TASK BRIEF:
Copy out each line of the material below that holds the string "this".

MATERIAL PROVIDED:
━━━━━━

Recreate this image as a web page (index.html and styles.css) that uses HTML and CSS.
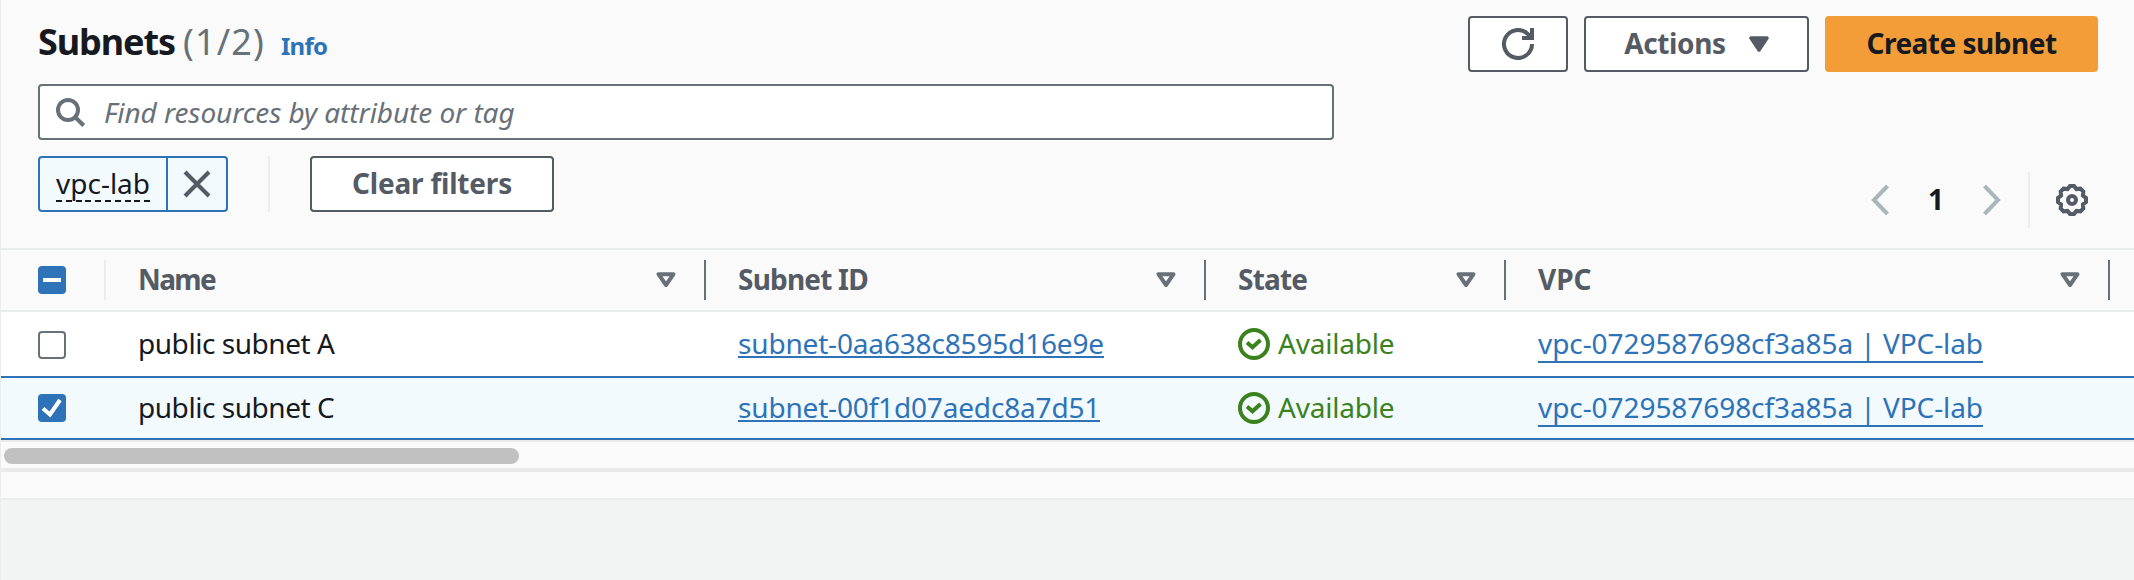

━━━━━━

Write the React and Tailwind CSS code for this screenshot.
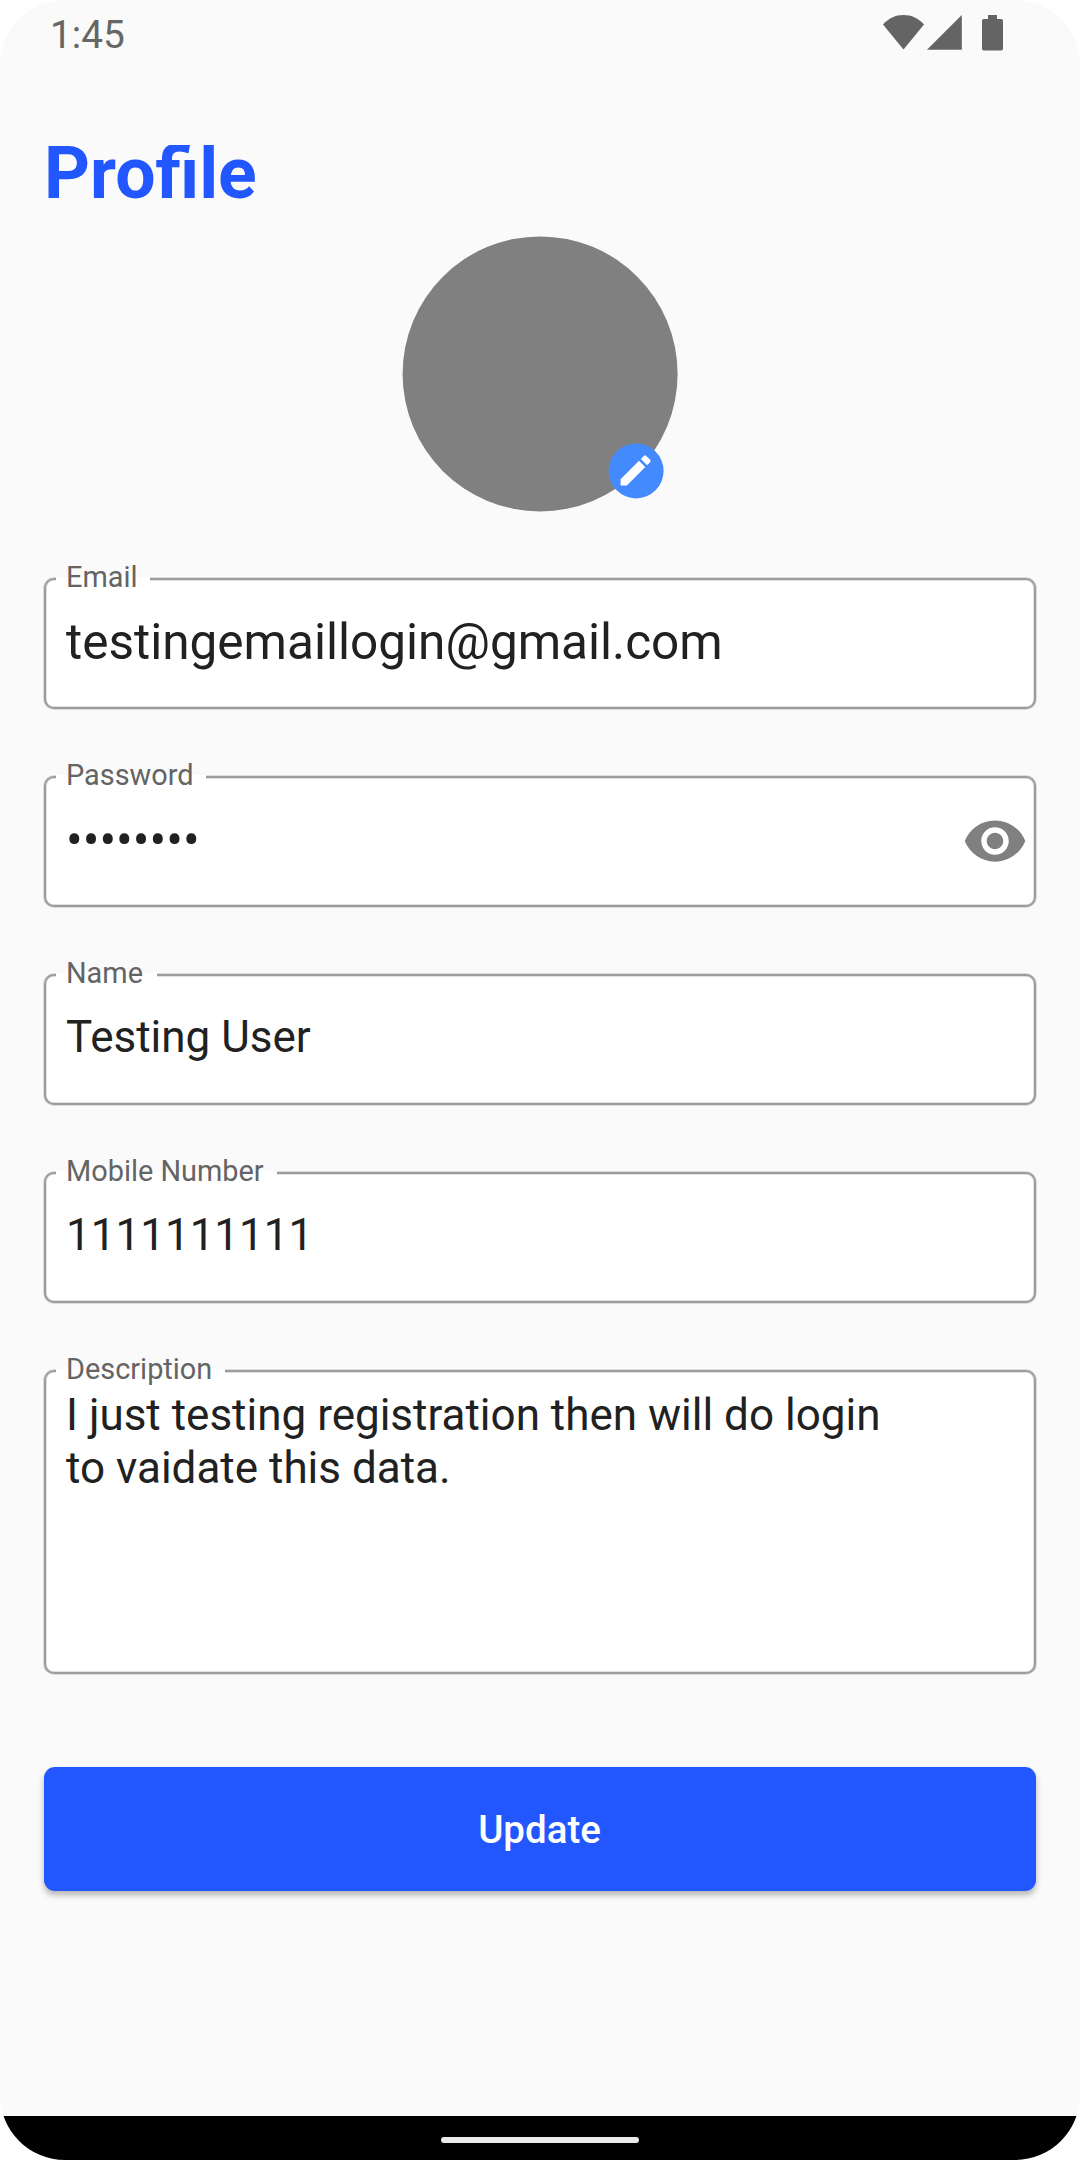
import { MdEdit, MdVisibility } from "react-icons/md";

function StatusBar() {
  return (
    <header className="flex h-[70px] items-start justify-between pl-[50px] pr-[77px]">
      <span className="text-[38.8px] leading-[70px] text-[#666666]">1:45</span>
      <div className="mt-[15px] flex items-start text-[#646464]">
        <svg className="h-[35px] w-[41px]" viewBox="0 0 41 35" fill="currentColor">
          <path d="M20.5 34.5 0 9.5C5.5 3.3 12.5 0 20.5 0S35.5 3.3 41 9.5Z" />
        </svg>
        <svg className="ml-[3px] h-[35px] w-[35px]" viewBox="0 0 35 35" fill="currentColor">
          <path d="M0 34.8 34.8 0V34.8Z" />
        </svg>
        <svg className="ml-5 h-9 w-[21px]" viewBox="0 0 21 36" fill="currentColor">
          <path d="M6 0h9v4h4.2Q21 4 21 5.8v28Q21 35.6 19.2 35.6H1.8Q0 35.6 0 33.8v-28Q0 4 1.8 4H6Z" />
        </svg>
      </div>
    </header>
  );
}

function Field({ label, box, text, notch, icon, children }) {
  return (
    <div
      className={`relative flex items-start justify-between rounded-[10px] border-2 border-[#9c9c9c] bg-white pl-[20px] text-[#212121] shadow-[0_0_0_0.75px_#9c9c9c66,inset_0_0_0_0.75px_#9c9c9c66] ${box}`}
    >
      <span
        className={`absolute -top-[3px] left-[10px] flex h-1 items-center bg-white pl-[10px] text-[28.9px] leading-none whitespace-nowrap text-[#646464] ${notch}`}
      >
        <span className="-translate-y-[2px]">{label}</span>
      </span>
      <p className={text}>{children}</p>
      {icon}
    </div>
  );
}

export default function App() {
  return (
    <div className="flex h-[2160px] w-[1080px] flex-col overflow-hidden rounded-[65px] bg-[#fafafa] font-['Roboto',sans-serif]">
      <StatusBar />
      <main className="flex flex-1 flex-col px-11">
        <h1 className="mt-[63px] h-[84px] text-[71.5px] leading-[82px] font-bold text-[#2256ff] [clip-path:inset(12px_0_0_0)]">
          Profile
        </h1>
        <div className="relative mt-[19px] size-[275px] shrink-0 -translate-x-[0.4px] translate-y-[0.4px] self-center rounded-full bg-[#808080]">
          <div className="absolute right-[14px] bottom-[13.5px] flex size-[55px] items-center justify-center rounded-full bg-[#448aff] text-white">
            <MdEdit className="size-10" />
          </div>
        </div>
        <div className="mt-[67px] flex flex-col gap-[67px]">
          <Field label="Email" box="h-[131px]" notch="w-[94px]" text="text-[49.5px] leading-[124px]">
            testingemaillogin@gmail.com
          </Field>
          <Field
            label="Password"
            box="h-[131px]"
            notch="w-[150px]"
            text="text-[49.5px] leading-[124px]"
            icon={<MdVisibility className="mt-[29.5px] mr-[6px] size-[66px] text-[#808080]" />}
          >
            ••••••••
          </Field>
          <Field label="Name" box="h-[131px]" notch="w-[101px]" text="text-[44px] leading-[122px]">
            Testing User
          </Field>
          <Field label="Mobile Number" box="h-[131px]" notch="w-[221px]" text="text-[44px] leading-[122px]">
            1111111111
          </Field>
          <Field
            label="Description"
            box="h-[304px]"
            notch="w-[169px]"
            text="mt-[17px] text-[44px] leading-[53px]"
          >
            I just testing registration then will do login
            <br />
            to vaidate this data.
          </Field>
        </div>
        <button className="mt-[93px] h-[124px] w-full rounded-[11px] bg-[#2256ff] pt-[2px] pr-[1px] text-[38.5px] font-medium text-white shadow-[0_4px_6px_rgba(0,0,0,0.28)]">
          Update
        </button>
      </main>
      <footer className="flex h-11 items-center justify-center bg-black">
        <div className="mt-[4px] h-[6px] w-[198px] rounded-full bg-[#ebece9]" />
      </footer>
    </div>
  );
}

━━━━━━

ANSWER IN FULL:
Recreate this image as a web page (index.html and styles.css) that uses HTML and CSS.
Write the React and Tailwind CSS code for this screenshot.
            to vaidate this data.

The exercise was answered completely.